Reducing the risk and cost profile of ocean energy technologies is the next step. Currently, these technologies are more expensive than other renewable technologies. Policy makers will do well to:

  • quantify additional benefits to create favorable investment climate for the technology
  • offer capital support at demonstration stage
  • conduct road mapping
  • declare a premium price per unit generated energy to attract manufacturers
  • promote niche markets where the technology can find application
    Salinity Gradient Power Plant   (Source: http://www.industrytap.com/power-salinity-gradients-novel-sustainable-renewable-energy-via-osmosis/22498)

    Salinity Gradient Power Plant
    (Source: http://www.industrytap.com/power-salinity-gradients-novel-sustainable-renewable-energy-via-osmosis/22498)

Social-Environmental obstacles prop up while deploying the technology at the commercial stage.

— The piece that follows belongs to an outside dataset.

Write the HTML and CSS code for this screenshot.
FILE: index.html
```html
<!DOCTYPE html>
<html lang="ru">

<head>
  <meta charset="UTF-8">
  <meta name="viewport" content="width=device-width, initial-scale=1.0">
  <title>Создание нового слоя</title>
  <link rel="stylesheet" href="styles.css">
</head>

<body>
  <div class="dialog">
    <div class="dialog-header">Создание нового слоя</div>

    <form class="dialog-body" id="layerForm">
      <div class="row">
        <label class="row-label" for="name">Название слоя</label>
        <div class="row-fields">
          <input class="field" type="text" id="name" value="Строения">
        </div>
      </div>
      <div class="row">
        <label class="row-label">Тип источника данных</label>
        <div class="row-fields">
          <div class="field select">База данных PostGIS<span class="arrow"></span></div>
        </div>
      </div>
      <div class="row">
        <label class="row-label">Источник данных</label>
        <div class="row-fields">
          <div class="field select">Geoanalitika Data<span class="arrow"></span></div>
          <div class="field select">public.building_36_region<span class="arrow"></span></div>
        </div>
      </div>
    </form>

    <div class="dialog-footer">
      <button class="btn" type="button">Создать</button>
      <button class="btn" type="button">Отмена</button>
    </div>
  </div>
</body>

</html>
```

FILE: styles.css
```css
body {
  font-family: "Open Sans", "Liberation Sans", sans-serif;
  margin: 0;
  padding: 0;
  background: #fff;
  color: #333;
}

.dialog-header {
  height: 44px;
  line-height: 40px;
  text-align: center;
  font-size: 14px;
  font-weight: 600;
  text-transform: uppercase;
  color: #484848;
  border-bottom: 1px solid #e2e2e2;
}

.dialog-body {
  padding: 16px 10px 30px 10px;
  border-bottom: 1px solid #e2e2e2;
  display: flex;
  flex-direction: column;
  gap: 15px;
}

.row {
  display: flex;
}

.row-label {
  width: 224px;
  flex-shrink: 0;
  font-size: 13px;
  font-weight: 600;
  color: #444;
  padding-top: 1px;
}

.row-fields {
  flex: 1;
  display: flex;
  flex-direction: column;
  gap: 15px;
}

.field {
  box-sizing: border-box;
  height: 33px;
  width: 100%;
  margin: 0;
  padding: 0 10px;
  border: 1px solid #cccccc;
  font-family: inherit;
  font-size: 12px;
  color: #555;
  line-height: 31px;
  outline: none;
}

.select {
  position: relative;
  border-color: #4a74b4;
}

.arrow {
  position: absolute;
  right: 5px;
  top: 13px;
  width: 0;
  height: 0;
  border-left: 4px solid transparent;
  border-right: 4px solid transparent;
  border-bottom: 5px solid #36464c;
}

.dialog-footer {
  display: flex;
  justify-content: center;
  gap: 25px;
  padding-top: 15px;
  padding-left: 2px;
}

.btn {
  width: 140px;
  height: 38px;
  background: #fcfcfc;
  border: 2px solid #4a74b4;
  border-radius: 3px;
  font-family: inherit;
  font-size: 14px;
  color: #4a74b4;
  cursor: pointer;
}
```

Policy makers will have to:

  • engage early with people
  • grant project approvals quickly and transparently
  • promote sharing of baseline data to speed up development

Infrastructural deficits can arise in the supply chain and network grids. Policy makers can:

  • promote capacity addition among local companies and development agencies
  • frame network plans to include ocean energy technology developments

Governments are rising to the occasion with programs and executing agencies. The UK government set up the Department of Energy and Climate Change in 2011 as the nodal agency to deal with renewable energy. Japan established the Ocean Energy Technological Development Research Center while Spain came up with the Renewable Energy Plan 2011-20.

Multinational private players such as Alstom, Siemens AG, and Andritz Hydro GmhH have invested in ocean energy related companies such as AWS Ocean Energy, Rolls Royce Tidal Generation, Marine Current Turbines and the like. The segment also witnessed numerous fundraisers.

Finally
Slow technological advance might seem contradictory to today’s fast changing world, but the harder the battle, the sweeter the victory. Especially when the struggle involves an entity as fundamental as energy.